- [Aim]:
Omit all images. Write out the rest of the material exactly.

- [Source excerpt]:
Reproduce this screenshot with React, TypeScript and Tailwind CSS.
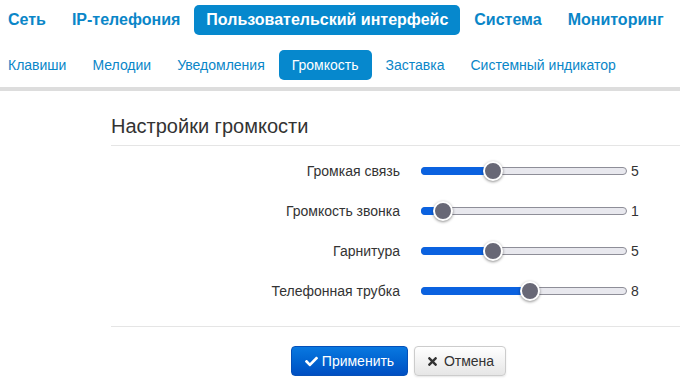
import React from "react";
import { FaCheck, FaTimes } from "react-icons/fa";

const top = [
  { t: "Сеть" },
  { t: "IP-телефония" },
  { t: "Пользовательский интерфейс", a: true },
  { t: "Система" },
  { t: "Мониторинг" },
];

const sub = [
  { t: "Клавиши" },
  { t: "Мелодии" },
  { t: "Уведомления" },
  { t: "Громкость", a: true },
  { t: "Заставка" },
  { t: "Системный индикатор" },
];

const rows = [
  { label: "Громкая связь", v: 5 },
  { label: "Громкость звонка", v: 1 },
  { label: "Гарнитура", v: 5 },
  { label: "Телефонная трубка", v: 8 },
];

function Slider({ value }: { value: number }) {
  const pos = 9 + (188 * value) / 15;
  return (
    <div className="relative w-[206px] h-[22px]">
      <div className="absolute left-0 right-0 top-[7px] h-[8px] rounded-full bg-[#e8e8ee] border border-[#8e8e98]" />
      <div
        className="absolute left-0 top-[7px] h-[8px] rounded-full bg-[#0b62e0]"
        style={{ width: pos }}
      />
      <div
        className="absolute top-[1px] w-[20px] h-[20px] -ml-[10px] rounded-full bg-[#686876] border-2 border-white shadow-[0_1px_3px_rgba(0,0,0,0.45)]"
        style={{ left: pos }}
      />
    </div>
  );
}

export default function App() {
  return (
    <div className="w-[680px] h-[387px] overflow-hidden bg-white font-['Liberation_Sans',Arial,sans-serif] text-[#333]">
      <div className="flex pt-[5px] -ml-[4px] gap-[2px] whitespace-nowrap">
        {top.map((i) => (
          <div
            key={i.t}
            className={
              i.a
                ? "shrink-0 h-[30px] px-[12px] flex items-center text-[16px] font-bold rounded-[5px] bg-[#0688cd] text-white"
                : "shrink-0 h-[30px] px-[12px] flex items-center text-[16px] font-bold rounded-[5px] text-[#0a86c8]"
            }
          >
            {i.t}
          </div>
        ))}
      </div>
      <div className="flex mt-[15px] -ml-1 gap-[2px] whitespace-nowrap">
        {sub.map((i) => (
          <div
            key={i.t}
            className={
              i.a
                ? "shrink-0 h-[30px] px-[13px] flex items-center text-[14px] rounded-[5px] bg-[#0688cd] text-white"
                : "shrink-0 h-[30px] px-3 flex items-center text-[14px] rounded-[5px] text-[#0a86c8]"
            }
          >
            {i.t}
          </div>
        ))}
      </div>
      <div className="mt-[7px] h-[4px] bg-[#dddddd]" />
      <div className="ml-[111px]">
        <div className="mt-[15px] h-[40px] pt-[2px] leading-[37px] text-[20px] text-[#333] border-b border-[#e5e5e5]">
          Настройки громкости
        </div>
        <div className="pt-[5px] pb-[15px] border-b border-[#e5e5e5]">
          {rows.map((r) => (
            <div key={r.label} className="h-[40px] flex items-center">
              <div className="w-[289px] text-right text-[14px] text-[#333]">{r.label}</div>
              <div className="ml-[21px]">
                <Slider value={r.v} />
              </div>
              <div className="ml-[4px] text-[14px] text-[#333]">{r.v}</div>
            </div>
          ))}
        </div>
        <div className="pt-[19px] pl-[180px] flex gap-[6px]">
          <button className="h-[30px] w-[117px] flex items-center justify-center gap-[4px] rounded-[4px] border border-[#0550b8] bg-gradient-to-b from-[#0a78e0] to-[#004fc2] text-white text-[14px]">
            <FaCheck className="w-[13px] h-[13px]" />
            <span>Применить</span>
          </button>
          <button className="h-[30px] w-[92px] flex items-center justify-center gap-[5px] rounded-[4px] border border-[#cccccc] bg-gradient-to-b from-white to-[#e6e6e6] text-[#333] text-[14px] shadow-[0_1px_2px_rgba(0,0,0,0.1)]">
            <FaTimes className="w-[13px] h-[13px]" />
            <span>Отмена</span>
          </button>
        </div>
      </div>
    </div>
  );
}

- [Final result]:
Reproduce this screenshot with React, TypeScript and Tailwind CSS.
import React from "react";
import { FaCheck, FaTimes } from "react-icons/fa";

const top = [
  { t: "Сеть" },
  { t: "IP-телефония" },
  { t: "Пользовательский интерфейс", a: true },
  { t: "Система" },
  { t: "Мониторинг" },
];

const sub = [
  { t: "Клавиши" },
  { t: "Мелодии" },
  { t: "Уведомления" },
  { t: "Громкость", a: true },
  { t: "Заставка" },
  { t: "Системный индикатор" },
];

const rows = [
  { label: "Громкая связь", v: 5 },
  { label: "Громкость звонка", v: 1 },
  { label: "Гарнитура", v: 5 },
  { label: "Телефонная трубка", v: 8 },
];

function Slider({ value }: { value: number }) {
  const pos = 9 + (188 * value) / 15;
  return (
    <div className="relative w-[206px] h-[22px]">
      <div className="absolute left-0 right-0 top-[7px] h-[8px] rounded-full bg-[#e8e8ee] border border-[#8e8e98]" />
      <div
        className="absolute left-0 top-[7px] h-[8px] rounded-full bg-[#0b62e0]"
        style={{ width: pos }}
      />
      <div
        className="absolute top-[1px] w-[20px] h-[20px] -ml-[10px] rounded-full bg-[#686876] border-2 border-white shadow-[0_1px_3px_rgba(0,0,0,0.45)]"
        style={{ left: pos }}
      />
    </div>
  );
}

export default function App() {
  return (
    <div className="w-[680px] h-[387px] overflow-hidden bg-white font-['Liberation_Sans',Arial,sans-serif] text-[#333]">
      <div className="flex pt-[5px] -ml-[4px] gap-[2px] whitespace-nowrap">
        {top.map((i) => (
          <div
            key={i.t}
            className={
              i.a
                ? "shrink-0 h-[30px] px-[12px] flex items-center text-[16px] font-bold rounded-[5px] bg-[#0688cd] text-white"
                : "shrink-0 h-[30px] px-[12px] flex items-center text-[16px] font-bold rounded-[5px] text-[#0a86c8]"
            }
          >
            {i.t}
          </div>
        ))}
      </div>
      <div className="flex mt-[15px] -ml-1 gap-[2px] whitespace-nowrap">
        {sub.map((i) => (
          <div
            key={i.t}
            className={
              i.a
                ? "shrink-0 h-[30px] px-[13px] flex items-center text-[14px] rounded-[5px] bg-[#0688cd] text-white"
                : "shrink-0 h-[30px] px-3 flex items-center text-[14px] rounded-[5px] text-[#0a86c8]"
            }
          >
            {i.t}
          </div>
        ))}
      </div>
      <div className="mt-[7px] h-[4px] bg-[#dddddd]" />
      <div className="ml-[111px]">
        <div className="mt-[15px] h-[40px] pt-[2px] leading-[37px] text-[20px] text-[#333] border-b border-[#e5e5e5]">
          Настройки громкости
        </div>
        <div className="pt-[5px] pb-[15px] border-b border-[#e5e5e5]">
          {rows.map((r) => (
            <div key={r.label} className="h-[40px] flex items-center">
              <div className="w-[289px] text-right text-[14px] text-[#333]">{r.label}</div>
              <div className="ml-[21px]">
                <Slider value={r.v} />
              </div>
              <div className="ml-[4px] text-[14px] text-[#333]">{r.v}</div>
            </div>
          ))}
        </div>
        <div className="pt-[19px] pl-[180px] flex gap-[6px]">
          <button className="h-[30px] w-[117px] flex items-center justify-center gap-[4px] rounded-[4px] border border-[#0550b8] bg-gradient-to-b from-[#0a78e0] to-[#004fc2] text-white text-[14px]">
            <FaCheck className="w-[13px] h-[13px]" />
            <span>Применить</span>
          </button>
          <button className="h-[30px] w-[92px] flex items-center justify-center gap-[5px] rounded-[4px] border border-[#cccccc] bg-gradient-to-b from-white to-[#e6e6e6] text-[#333] text-[14px] shadow-[0_1px_2px_rgba(0,0,0,0.1)]">
            <FaTimes className="w-[13px] h-[13px]" />
            <span>Отмена</span>
          </button>
        </div>
      </div>
    </div>
  );
}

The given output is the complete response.